--- Task material ---
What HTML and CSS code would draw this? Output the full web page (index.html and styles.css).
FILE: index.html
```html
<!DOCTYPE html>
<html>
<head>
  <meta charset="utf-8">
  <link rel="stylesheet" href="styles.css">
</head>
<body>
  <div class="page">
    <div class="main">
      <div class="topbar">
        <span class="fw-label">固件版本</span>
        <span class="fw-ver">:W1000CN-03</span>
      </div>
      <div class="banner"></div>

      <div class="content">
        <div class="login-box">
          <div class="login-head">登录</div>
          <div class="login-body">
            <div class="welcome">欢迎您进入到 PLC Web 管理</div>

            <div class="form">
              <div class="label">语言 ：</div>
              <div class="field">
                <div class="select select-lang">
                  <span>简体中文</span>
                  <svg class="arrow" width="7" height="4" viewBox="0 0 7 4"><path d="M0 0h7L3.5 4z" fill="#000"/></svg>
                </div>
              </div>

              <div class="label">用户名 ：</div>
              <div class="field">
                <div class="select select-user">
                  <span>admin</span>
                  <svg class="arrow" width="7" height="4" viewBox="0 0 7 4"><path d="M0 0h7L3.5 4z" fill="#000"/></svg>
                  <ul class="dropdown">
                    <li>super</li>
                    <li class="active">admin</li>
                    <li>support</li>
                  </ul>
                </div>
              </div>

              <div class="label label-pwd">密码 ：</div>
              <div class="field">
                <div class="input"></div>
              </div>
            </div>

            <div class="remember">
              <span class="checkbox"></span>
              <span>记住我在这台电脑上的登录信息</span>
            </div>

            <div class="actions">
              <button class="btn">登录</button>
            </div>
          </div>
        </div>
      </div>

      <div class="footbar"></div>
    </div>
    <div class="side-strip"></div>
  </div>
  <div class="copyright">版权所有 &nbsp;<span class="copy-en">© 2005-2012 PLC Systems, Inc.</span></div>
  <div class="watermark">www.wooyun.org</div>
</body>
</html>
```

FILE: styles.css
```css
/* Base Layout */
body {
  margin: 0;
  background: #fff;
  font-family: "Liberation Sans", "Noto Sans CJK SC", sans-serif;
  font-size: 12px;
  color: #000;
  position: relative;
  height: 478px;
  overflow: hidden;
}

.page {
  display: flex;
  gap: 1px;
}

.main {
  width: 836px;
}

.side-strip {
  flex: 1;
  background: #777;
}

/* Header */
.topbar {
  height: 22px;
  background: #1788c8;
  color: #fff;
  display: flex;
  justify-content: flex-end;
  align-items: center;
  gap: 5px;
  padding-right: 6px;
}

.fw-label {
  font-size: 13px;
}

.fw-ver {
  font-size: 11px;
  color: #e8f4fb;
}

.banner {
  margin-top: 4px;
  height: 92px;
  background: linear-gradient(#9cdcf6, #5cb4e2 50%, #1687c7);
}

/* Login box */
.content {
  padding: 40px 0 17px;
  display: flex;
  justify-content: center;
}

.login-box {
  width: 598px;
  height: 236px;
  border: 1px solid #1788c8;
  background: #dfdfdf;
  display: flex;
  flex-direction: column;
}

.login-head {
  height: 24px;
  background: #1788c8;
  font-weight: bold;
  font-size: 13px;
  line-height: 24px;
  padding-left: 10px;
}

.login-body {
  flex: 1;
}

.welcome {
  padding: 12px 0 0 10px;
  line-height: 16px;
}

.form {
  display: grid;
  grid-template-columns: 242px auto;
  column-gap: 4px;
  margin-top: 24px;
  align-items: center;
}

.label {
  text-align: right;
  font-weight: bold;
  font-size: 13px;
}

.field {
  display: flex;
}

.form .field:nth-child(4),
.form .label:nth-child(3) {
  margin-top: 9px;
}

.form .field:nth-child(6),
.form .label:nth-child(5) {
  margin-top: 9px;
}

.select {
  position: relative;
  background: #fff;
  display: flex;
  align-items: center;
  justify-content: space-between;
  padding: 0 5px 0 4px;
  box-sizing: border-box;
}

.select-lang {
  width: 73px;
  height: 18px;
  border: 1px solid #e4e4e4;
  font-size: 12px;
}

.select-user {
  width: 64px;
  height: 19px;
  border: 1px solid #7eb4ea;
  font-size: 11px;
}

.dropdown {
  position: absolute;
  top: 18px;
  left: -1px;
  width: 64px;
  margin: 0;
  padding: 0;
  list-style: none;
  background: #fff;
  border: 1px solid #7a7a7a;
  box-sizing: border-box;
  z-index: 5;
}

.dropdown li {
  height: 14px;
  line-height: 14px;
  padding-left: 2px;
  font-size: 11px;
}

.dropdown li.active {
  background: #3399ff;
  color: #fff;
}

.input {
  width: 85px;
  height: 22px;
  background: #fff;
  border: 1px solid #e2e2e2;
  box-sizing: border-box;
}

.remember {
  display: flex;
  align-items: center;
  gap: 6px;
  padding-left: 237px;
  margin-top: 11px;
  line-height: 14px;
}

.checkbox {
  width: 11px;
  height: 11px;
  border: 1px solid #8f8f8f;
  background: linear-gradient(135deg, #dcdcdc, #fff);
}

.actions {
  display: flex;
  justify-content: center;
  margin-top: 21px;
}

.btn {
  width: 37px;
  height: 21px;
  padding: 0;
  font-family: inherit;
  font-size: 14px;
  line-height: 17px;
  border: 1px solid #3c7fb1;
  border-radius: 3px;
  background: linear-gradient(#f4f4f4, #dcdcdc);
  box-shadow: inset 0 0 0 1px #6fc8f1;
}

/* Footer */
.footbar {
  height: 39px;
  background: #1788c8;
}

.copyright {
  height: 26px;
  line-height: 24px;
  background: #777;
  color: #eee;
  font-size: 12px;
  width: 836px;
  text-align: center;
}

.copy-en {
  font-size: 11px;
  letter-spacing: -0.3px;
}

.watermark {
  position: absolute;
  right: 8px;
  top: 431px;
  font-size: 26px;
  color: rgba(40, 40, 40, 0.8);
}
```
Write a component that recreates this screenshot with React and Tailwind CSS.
---
--- Task material ---
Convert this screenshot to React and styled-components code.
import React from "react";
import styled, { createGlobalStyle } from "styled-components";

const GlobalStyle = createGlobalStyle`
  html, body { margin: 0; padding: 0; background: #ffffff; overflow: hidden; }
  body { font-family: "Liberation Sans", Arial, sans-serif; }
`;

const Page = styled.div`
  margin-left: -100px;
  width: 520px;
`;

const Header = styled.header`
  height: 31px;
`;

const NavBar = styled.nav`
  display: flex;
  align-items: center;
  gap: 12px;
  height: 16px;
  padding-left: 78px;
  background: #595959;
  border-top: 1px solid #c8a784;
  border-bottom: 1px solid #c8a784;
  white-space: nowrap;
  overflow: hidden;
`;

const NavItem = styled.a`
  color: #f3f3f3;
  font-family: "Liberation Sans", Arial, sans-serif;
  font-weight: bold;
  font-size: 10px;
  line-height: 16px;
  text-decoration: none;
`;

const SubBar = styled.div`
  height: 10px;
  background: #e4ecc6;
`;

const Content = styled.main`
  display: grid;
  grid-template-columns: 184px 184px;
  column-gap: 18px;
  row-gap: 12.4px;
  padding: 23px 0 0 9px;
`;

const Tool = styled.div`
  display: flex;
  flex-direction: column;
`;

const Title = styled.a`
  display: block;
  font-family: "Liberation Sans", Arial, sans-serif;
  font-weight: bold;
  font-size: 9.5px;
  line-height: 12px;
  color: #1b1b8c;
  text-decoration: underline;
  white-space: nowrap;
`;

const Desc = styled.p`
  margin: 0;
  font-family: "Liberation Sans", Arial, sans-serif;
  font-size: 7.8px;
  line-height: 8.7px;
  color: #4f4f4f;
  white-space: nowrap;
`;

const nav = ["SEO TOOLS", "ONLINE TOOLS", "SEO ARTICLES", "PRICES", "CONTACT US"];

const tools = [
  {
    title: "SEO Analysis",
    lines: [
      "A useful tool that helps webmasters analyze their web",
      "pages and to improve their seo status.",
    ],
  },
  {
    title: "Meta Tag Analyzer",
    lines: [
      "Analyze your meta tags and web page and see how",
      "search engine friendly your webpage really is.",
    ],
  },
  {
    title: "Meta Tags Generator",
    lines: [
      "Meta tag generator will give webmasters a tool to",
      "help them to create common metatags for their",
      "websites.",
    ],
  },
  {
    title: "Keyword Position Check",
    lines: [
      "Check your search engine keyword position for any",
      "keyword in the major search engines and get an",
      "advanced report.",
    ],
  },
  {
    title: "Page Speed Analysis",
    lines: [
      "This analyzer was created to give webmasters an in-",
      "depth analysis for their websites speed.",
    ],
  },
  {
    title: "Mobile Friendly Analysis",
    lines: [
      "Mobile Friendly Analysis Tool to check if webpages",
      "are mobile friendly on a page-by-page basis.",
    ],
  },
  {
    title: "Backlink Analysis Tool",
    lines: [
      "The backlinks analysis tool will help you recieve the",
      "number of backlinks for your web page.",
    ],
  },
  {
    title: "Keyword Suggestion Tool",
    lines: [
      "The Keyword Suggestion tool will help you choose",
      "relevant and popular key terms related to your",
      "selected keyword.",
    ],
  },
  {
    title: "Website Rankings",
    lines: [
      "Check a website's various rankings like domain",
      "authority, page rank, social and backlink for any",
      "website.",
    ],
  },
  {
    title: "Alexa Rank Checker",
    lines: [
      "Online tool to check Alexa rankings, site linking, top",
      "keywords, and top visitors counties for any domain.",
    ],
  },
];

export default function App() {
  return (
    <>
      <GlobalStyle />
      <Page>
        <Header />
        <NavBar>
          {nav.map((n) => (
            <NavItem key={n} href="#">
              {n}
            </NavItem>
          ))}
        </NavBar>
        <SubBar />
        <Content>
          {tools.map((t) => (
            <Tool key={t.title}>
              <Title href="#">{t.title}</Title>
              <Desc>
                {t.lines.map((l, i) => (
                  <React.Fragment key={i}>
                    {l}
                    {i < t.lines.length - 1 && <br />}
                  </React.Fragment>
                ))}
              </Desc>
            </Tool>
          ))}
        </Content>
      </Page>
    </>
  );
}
---
--- Task material ---
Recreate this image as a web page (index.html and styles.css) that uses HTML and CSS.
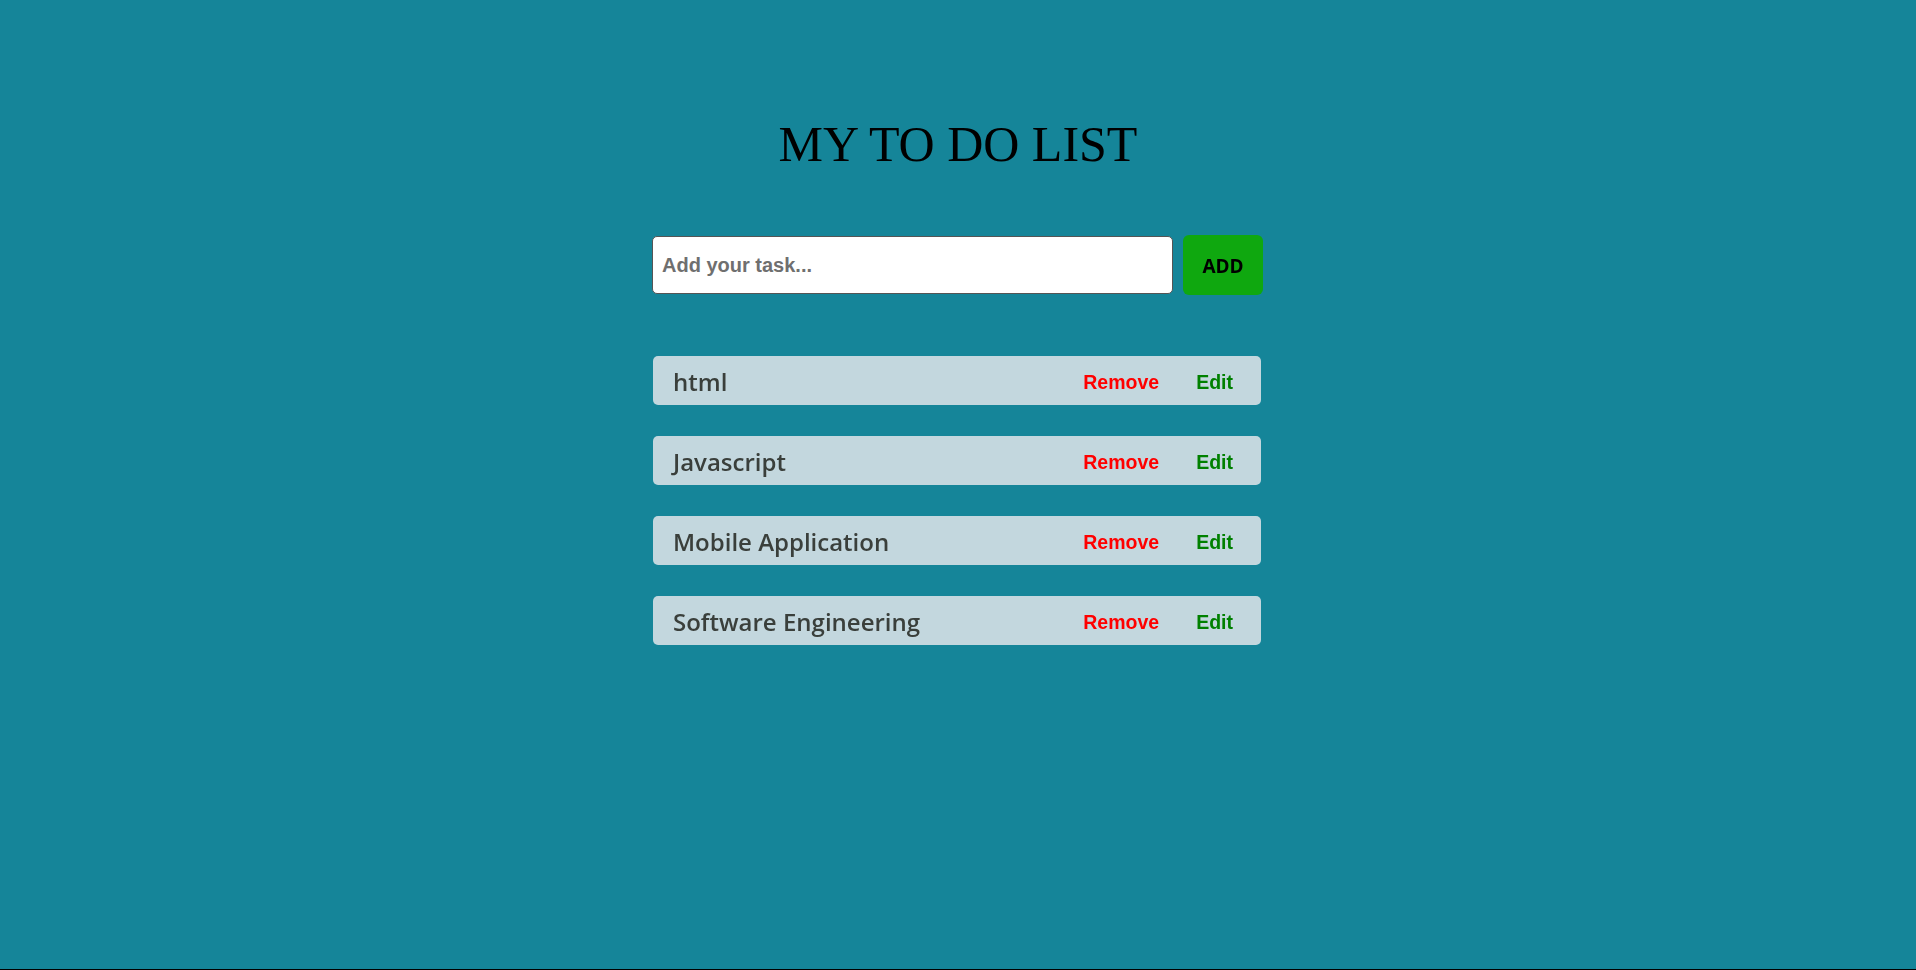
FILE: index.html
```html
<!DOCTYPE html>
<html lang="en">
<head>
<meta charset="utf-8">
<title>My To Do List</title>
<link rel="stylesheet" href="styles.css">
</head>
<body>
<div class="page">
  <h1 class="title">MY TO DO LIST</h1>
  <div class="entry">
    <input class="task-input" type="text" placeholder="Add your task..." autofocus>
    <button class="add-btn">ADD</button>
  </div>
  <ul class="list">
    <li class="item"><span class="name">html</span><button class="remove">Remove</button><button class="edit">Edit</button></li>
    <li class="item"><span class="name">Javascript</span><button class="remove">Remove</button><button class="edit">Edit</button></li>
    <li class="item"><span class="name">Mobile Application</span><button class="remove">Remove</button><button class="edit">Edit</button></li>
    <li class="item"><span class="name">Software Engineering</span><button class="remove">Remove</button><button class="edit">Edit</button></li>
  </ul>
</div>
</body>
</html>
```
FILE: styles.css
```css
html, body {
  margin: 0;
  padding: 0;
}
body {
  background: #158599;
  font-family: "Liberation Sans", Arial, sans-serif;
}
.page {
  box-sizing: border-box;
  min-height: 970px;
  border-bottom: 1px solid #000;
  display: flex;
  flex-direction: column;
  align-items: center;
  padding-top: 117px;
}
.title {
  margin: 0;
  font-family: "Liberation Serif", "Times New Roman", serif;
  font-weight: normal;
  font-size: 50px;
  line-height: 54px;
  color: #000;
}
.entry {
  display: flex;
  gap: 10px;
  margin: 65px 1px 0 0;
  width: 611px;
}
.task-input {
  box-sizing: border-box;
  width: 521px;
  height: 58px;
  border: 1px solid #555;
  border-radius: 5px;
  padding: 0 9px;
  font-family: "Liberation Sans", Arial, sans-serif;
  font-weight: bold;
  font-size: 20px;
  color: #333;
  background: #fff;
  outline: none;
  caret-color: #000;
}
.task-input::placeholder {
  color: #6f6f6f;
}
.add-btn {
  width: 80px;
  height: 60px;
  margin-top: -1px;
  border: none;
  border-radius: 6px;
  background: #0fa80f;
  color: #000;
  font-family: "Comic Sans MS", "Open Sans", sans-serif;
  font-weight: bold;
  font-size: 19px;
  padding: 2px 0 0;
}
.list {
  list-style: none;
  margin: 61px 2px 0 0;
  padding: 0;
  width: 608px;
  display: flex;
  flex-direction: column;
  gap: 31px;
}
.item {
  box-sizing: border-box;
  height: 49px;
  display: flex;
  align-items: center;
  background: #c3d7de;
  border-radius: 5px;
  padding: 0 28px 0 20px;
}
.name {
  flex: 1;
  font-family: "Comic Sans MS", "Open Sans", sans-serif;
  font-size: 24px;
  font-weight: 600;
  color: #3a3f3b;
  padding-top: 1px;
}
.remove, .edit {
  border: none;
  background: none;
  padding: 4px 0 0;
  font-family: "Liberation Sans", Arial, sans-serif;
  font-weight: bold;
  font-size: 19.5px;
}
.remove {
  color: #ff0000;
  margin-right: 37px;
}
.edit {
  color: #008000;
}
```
---
→ Task statement:
Extract all lines from the material above that include the word "index".

→ Answer to this task:
What HTML and CSS code would draw this? Output the full web page (index.html and styles.css).
FILE: index.html
  z-index: 5;
Recreate this image as a web page (index.html and styles.css) that uses HTML and CSS.
FILE: index.html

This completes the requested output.